Pace Gallery is well named. Founded by the super-influential art dealer Arne Glimcher in Boston in 1960, its move to Manhattan in 1963 helped build its reputation as a gallery that moves with the times, keeping pace with, nurturing and exhibiting many of the major and most interesting players in modern and contemporary art – think Hockney, Zhang Xiaogang and Bridget Riley. It also represents the estates of big names such as Alexander Calder, Willem de Kooning, Mark Rothko and Barbara Hepworth. There are now four Pace gallery spaces in New York City alone (including the new Bill Katz-designed gallery under Chelsea’s High Line, opening in October), one in Beijing and one by-appointment space on Lexington Street in Soho, London.

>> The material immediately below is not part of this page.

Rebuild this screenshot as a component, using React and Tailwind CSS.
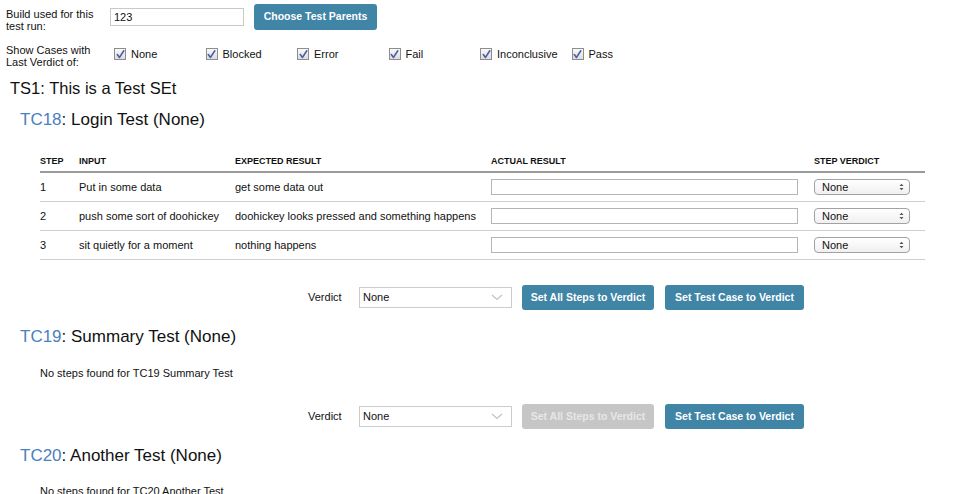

So news that Pace London director Mollie Dent-Brocklehurst – one of the most powerful figures in the UK art world (former director of Gagosian Gallery, chief international co-ordinator and curator of exhibitions at the Garage Center for Contemporary Culture in Moscow, and famously a dealmaker for Roman Abramovich and Dasha Zhukova) – is opening a new “flagship” Pace Gallery in Mayfair is news indeed. Especially when that space is 9,000sq ft of the splendid west wing of the 1870 building at 6 Burlington Gardens (first picture). The wing is not only part of (and owned by) the Royal Academy, but has been revived by the esteemed, Stirling Prize-winning architect and Royal Academician Sir David Chipperfield, who is currently also working on the grander scheme to renovate the eastern wing of this part of the Royal Academy, including the Keeper’s House.
The exhibition that launches Pace Mayfair to the public on October 4 is also exciting. Rothko/Sugimoto: Dark Paintings and Seascapes is the first commercial gallery presentation of Mark Rothko’s abstract expressionist work in London for 50 years. Black and grey paintings from the later part of his career (Untitled, 1969, in second picture) are displayed next to Hiroshi Sugimoto’s fascinating contemporary photographs of the sea meeting the sky – interesting juxtapositions that spotlight connections and affinities between the two artists.
That Pace Gallery is landing in Mayfair is a fillip to the London art world and adds more ballast to the city’s reputation as an art capital. Indeed, Pace’s president Marc Glimcher says, “We are delighted to take residence… in the heart of Mayfair and at the crossroads of the international art world. Pace’s expanded presence means we can reach the global audience that converges in London – from curators to collectors – but, most importantly, it enables us to better support our artists based in Europe and to present the work of important American artists in London, in some cases for the first time in decades.”
The timing, of course, is also spot on. There will be an influx of art lovers to Frieze London, which starts on October 11 (where, naturally, Pace will be represented), while the starter-friendly Affordable Art Fair in Battersea Park follows on the 25th.